Oakland Tribune

Prop. 13 may be put to the test

East Bay lawmaker tells Oakland gathering that property-tax law is crippling the state

Published on June 23, 2003
By Susan McDonough, STAFF WRITER

RICHMOND - School districts that fall into receivership can suffer from a shift in priorities that does not favor children, officials contended Saturday.

And those districts need special attention from the state and their home communities, said members of a state Assembly select committee meeting in Richmond.

Many attending the meeting at Richmond City Hall and several sitting on the Select Committee on Bridging the Education Gap, headed by Assemblywoman Loni Hancock, D-Berkeley, said communities served by bankrupt districts need more say in how the state runs their schools, and they need to lower the requirement approving local taxes to support the districts.

"Our urban school districts are in fiscal and academic shambles," said Steve Jubb, director of the Bay Area Coalition for Equitable Schools. "They are both lacking the money to get the job done, and they are not using the resources they have well. Both are true."

The most contentious moment came when Erik Skinner, a state Office of Education official, suggested that his agency not only is concerned with balancing the budgets of districts in receivership, but also with improving the quality of education.

Several in the audience of about 100, which included many teachers, booed and shouted at him.

"I have some respect for school leaders who exceed their budgets, who take that chance," said former Oakland schools superintendent Pete Mesa. "They feel morally compelled to take that chance because it's too serious not to. There has to be some kind of a way out for that superintendent."

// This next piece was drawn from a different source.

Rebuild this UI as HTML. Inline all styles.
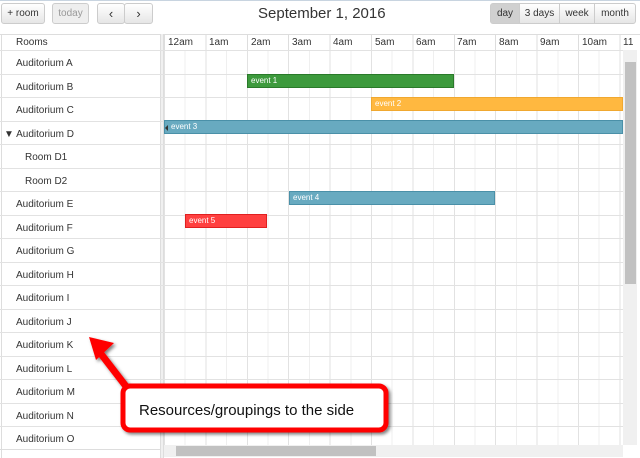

Educators here have strong feelings about state receivership. A short drive down Interstate 80, the Oakland Unified School District this month accepted a $100 million state bailout package that required the school board to cede decision-making authority to a state-appointed administrator.

It's the same fate experienced a decade ago by the West Contra Costa school district, and two years ago by Emeryville schools.

"What the state takeover did to our school district, what we found out that no one really knew before, was that the number one priority of the state Office of Education was not the education of our children," said West Contra Costa school board member George Harris III. "The number one priority was balancing the budget."

Speakers said districts on the brink of fiscal collapse often lack the record keeping and technology to efficiently track expenditures, and administrators often need training in budgeting.

That, and the awkward timing of the state budget, which is usually adopted after local government agencies are required to set their own budgets, leaves many districts without accurate financial pictures for the coming year.

"There is only one purpose when the state takes over, and that is to restore fiscal capacity, integrity, accountability," said Henry Der, the state administrator running Emeryville schools. "Once a district is able to achieve that, it is time for the state administrator to get out."

Fixes recommended by the panel included changing the structure of state school funding to increase discretionary funding and tapping the communities served by state-run districts for more resources.